In the pursuit of financial security, many individuals find themselves trapped in a cycle of chasing paychecks and stock tips, often ending up exhausted and financially strained. However, true wealth accumulation, according to seasoned investors, is not merely about accumulating money but is a byproduct of specific life and financial disciplines. By focusing on key areas such as eliminating detrimental debt, generating passive income through strategic investments, cultivating a resilient mindset, valuing time, and prioritizing family, individuals can foster an environment where financial prosperity becomes an inevitable consequence.

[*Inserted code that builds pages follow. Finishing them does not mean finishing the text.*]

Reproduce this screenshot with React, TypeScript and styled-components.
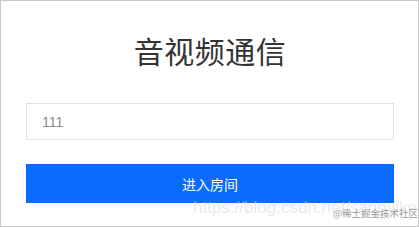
import React from "react";
import styled, { createGlobalStyle } from "styled-components";

const GlobalStyle = createGlobalStyle`
  html, body {
    margin: 0;
    padding: 0;
    background: #ffffff;
  }
  body {
    font-family: "Microsoft YaHei", "Noto Sans CJK SC", "Liberation Sans", sans-serif;
  }
  * { box-sizing: border-box; }
`;

const Frame = styled.div`
  position: relative;
  width: 419px;
  height: 227px;
  border: 1px solid #c9c9c9;
  background: #ffffff;
  padding: 27px 24px 0 25px;
  display: flex;
  flex-direction: column;
  overflow: hidden;
`;

const Title = styled.h1`
  margin: 0;
  font-family: "Noto Sans CJK SC", sans-serif;
  font-size: 30px;
  font-weight: 400;
  line-height: 44px;
  height: 44px;
  text-align: center;
  color: #333333;
  letter-spacing: 0.5px;
`;

const RoomInput = styled.input`
  margin-top: 31px;
  width: 100%;
  height: 37px;
  border: 1px solid #e2e2e2;
  outline: none;
  padding: 0 0 0 15px;
  font-family: "Liberation Sans", "Noto Sans CJK SC", sans-serif;
  font-size: 14px;
  color: #8c8c8c;
  background: #ffffff;
`;

const EnterButton = styled.button`
  margin-top: 24px;
  width: 100%;
  height: 39px;
  border: none;
  background: #0a6cff;
  color: #ffffff;
  font-family: "Noto Sans CJK SC", sans-serif;
  font-size: 14px;
  display: flex;
  align-items: center;
  justify-content: center;
  padding: 0;
  cursor: pointer;
`;

const UrlMark = styled.span`
  position: absolute;
  left: 192px;
  top: 197px;
  font-family: "Liberation Sans", Arial, sans-serif;
  font-size: 17px;
  line-height: 20px;
  color: rgba(215, 215, 215, 0.55);
  white-space: nowrap;
  pointer-events: none;
`;

const SiteMark = styled.span`
  position: absolute;
  left: 332px;
  top: 205px;
  font-family: "Noto Sans CJK SC", sans-serif;
  font-size: 9.5px;
  line-height: 14px;
  color: #9a9a9a;
  white-space: nowrap;
  pointer-events: none;
`;

export default function App() {
  return (
    <>
      <GlobalStyle />
      <Frame>
        <Title>音视频通信</Title>
        <RoomInput defaultValue="111" />
        <EnterButton>进入房间</EnterButton>
        <UrlMark>https://blog.csdn.net/sangyikeii</UrlMark>
        <SiteMark>@稀土掘金技术社区</SiteMark>
      </Frame>
    </>
  );
}
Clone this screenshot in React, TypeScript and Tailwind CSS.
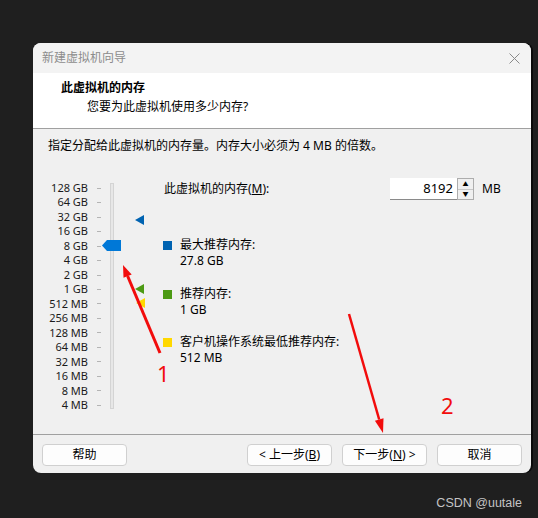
import React from 'react';

const labels = ['128 GB', '64 GB', '32 GB', '16 GB', '8 GB', '4 GB', '2 GB', '1 GB', '512 MB', '256 MB', '128 MB', '64 MB', '32 MB', '16 MB', '8 MB', '4 MB'];

const font = { fontFamily: '"Noto Sans", "Noto Sans CJK SC", sans-serif' };

function LeftTri({ color, className }: { color: string; className: string }) {
  return (
    <svg className={`absolute ${className}`} width="9" height="10" viewBox="0 0 9 10">
      <polygon points="0,5 9,0 9,10" fill={color} />
    </svg>
  );
}

function Legend({ color, title, value }: { color: string; title: string; value: string }) {
  return (
    <div className="flex">
      <div className={`w-[9px] h-[9px] mt-[4px] ${color}`}></div>
      <div className="ml-[8px] leading-4">
        <div>{title}</div>
        <div>{value}</div>
      </div>
    </div>
  );
}

function Btn({ children }: { children: React.ReactNode }) {
  return (
    <button className="w-[85px] h-[22px] rounded-[4px] border border-[#d0d0d0] bg-[#fdfdfd] text-[12px] text-black leading-none">
      {children}
    </button>
  );
}

export default function App() {
  return (
    <div className="relative w-[538px] h-[518px] bg-[#1f1f1f] overflow-hidden text-[12px] text-black" style={font}>
      <div className="pt-[43px] pl-[33px]">
        <div className="w-[498px] rounded-[8px] overflow-hidden bg-[#f0f0f0] shadow-[2px_0_0_#0a0a0a]">
          {/* title bar */}
          <div className="h-[30px] bg-[#f3f3f3] flex items-center justify-between pl-[9px] pr-[11px]">
            <span className="text-[#8c8c8c] text-[12px]">新建虚拟机向导</span>
            <svg width="11" height="11" viewBox="0 0 11 11">
              <path d="M0.5 0.5 L10.5 10.5 M10.5 0.5 L0.5 10.5" stroke="#8a8a8a" strokeWidth="1" />
            </svg>
          </div>
          {/* header */}
          <div className="h-[56px] bg-white border-b border-[#a0a0a0] pt-[7px]">
            <div className="pl-[28px] font-bold leading-4">此虚拟机的内存</div>
            <div className="pl-[54px] mt-[3px] leading-4">您要为此虚拟机使用多少内存?</div>
          </div>
          {/* body */}
          <div className="h-[305px] pt-[9px]">
            <div className="pl-[15px] leading-4">指定分配给此虚拟机的内存量。内存大小必须为 4 MB 的倍数。</div>
            <div className="flex mt-[24px]">
              <div className="relative w-[130px] flex pt-[3px]">
                <div className="w-[55px] flex flex-col text-right text-[11px] text-[#1a1a1a]">
                  {labels.map((l) => (
                    <div key={l} className="h-[14.47px] leading-[14.47px] whitespace-nowrap">{l}</div>
                  ))}
                </div>
                <div className="ml-[9px] w-[4px] flex flex-col">
                  {labels.map((l) => (
                    <div key={l} className="h-[14.47px] flex items-center">
                      <div className="w-[4px] h-[1px] bg-[#b4b4b4]"></div>
                    </div>
                  ))}
                </div>
                <div className="ml-[9px] mt-[2px] w-[4px] h-[226px] bg-[#e7e7e7] border border-[#d4d4d4]"></div>
                <svg className="absolute left-[69px] top-[62px]" width="19" height="11" viewBox="0 0 19 11">
                  <polygon points="0,5.5 5,0 19,0 19,11 5,11" fill="#0078d7" />
                </svg>
                <LeftTri color="#0063b1" className="left-[102px] top-[37px]" />
                <LeftTri color="#4c9a14" className="left-[102px] top-[106px]" />
                <LeftTri color="#ffd800" className="left-[103px] top-[120px]" />
              </div>
              <div className="flex flex-col">
                <div className="flex items-center h-[22px]">
                  <div className="w-[227px] pl-[1px]">
                    此虚拟机的内存(<span className="underline">M</span>):
                  </div>
                  <div className="w-[67px] h-[22px] bg-white border-b border-[#8a8a8a] flex items-center justify-end pr-[4px] text-[13px]">8192</div>
                  <div className="w-[17px] h-[22px] border border-[#adadad] flex flex-col bg-[#f0f0f0]">
                    <div className="flex-1 flex items-center justify-center border-b border-[#c8c8c8] text-[6px] leading-none">▲</div>
                    <div className="flex-1 flex items-center justify-center text-[6px] leading-none">▼</div>
                  </div>
                  <div className="ml-[8px]">MB</div>
                </div>
                <div className="mt-[37px] flex flex-col gap-[16.5px]">
                  <Legend color="bg-[#0063b1]" title="最大推荐内存:" value="27.8 GB" />
                  <Legend color="bg-[#4c9a14]" title="推荐内存:" value="1 GB" />
                  <Legend color="bg-[#ffd800]" title="客户机操作系统最低推荐内存:" value="512 MB" />
                </div>
              </div>
            </div>
          </div>
          {/* footer */}
          <div className="h-[39px] border-t border-[#a0a0a0] flex items-start pt-[9px] pl-[9px] pr-[9px]">
            <Btn>帮助</Btn>
            <div className="ml-auto flex gap-[10px]">
              <Btn>&lt; 上一步(<span className="underline">B</span>)</Btn>
              <Btn>下一步(<span className="underline">N</span>) &gt;</Btn>
              <Btn>取消</Btn>
            </div>
          </div>
        </div>
      </div>
      <div className="mt-[21px] pr-[16px] text-right text-[12.5px] text-[#c4c4c4]" style={{ fontFamily: '"Liberation Sans", Arial, sans-serif' }}>CSDN @uutale</div>

      {/* red annotations */}
      <svg className="absolute left-0 top-0 pointer-events-none" width="538" height="518" viewBox="0 0 538 518">
        <line x1="160" y1="353" x2="127.6" y2="276" stroke="#f20c0c" strokeWidth="3" />
        <polygon points="123,265 131.7,274.4 123.5,277.8" fill="#f20c0c" />
        <line x1="349" y1="314" x2="379.2" y2="419.5" stroke="#f20c0c" strokeWidth="2.5" />
        <polygon points="383,433 383.5,418.3 374.9,420.8" fill="#f20c0c" />
      </svg>
      <div className="absolute left-[157px] top-[359px] text-[22px] leading-[28px] text-[#f20c0c] pointer-events-none">1</div>
      <div className="absolute left-[441px] top-[391px] text-[22px] leading-[28px] text-[#f20c0c] pointer-events-none">2</div>
    </div>
  );
}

The Pernicious Impact of ‘Bad Debt’

A critical first step in building wealth is the aggressive elimination of what is termed ‘bad debt.’ This is distinct from ‘good debt,’ such as leveraging mortgages for income-generating real estate where tenants effectively pay down the loan. Bad debt, often characterized by high interest rates, is identified as a primary wealth destroyer in America. Credit card debt, frequently cited at rates between 20% and 30%, exemplifies this. For instance, carrying $10,000 in debt at a 20% interest rate incurs an annual cost of $2,000, while investing the same amount at an optimistic 8% return yields only $800. This creates a net loss of $1,200 annually, or $100 per month. Investors often consider any debt exceeding an 8% interest rate as detrimental, as it becomes exceedingly difficult to achieve returns that consistently outperform such high financing costs, especially when aiming to hold assets long-term.

Purchasing liabilities like vacations, clothing, or cars on credit is akin to ‘stealing from your future.’ The principle is that such expenditures should be funded by passive income, not a W2 job. Passive income, generated consistently from assets like rental properties, provides a buffer. When liabilities are financed with debt that carries high interest, it erodes future earning potential. The consensus among those who prioritize wealth building is that one cannot consistently out-earn a 20% interest rate. The goal, therefore, is to eliminate all consumer debt, particularly high-interest obligations, to free up capital and reduce financial drag.

Real Estate as a Wealth Engine: Cash Flow Over Appreciation

Once bad debt is managed, the focus shifts to establishing an ‘engine’ that generates income, ideally while one sleeps. For many, real estate has proven to be this engine. Its appeal lies in the ability to leverage other people’s money (OPM) through mortgages, with tenants often covering the mortgage payments and operational costs. This provides a level of control and a tangible asset that can be managed and improved.

A common pitfall for real estate investors is the ‘appreciation trap’ – buying a property solely with the expectation that its value will rise. This is viewed as speculative gambling, as market appreciation is unpredictable. A more robust strategy involves focusing on ‘forced appreciation’ and consistent cash flow. Forced appreciation can be achieved by making strategic improvements that directly increase the property’s net operating income (NOI). For example, adding washers and dryers to rental units where they are not present can generate an additional $50 to $100 per month in rent, directly boosting cash flow and the property’s valuation based on its income potential.

The emphasis on cash flow is paramount, especially during market downturns. During the 2008 Great Financial Crisis (GFC), while many asset classes plummeted, rental properties, particularly those with positive cash flow, provided a vital safety net. As people faced foreclosures, demand for rental housing increased, stabilizing incomes for landlords who had managed their properties effectively. This experience underscores the principle: cash flow pays the bills and provides returns, whereas appreciation is an uncertain bonus. Investors are urged to prioritize cash flow over capital gains to ensure financial resilience.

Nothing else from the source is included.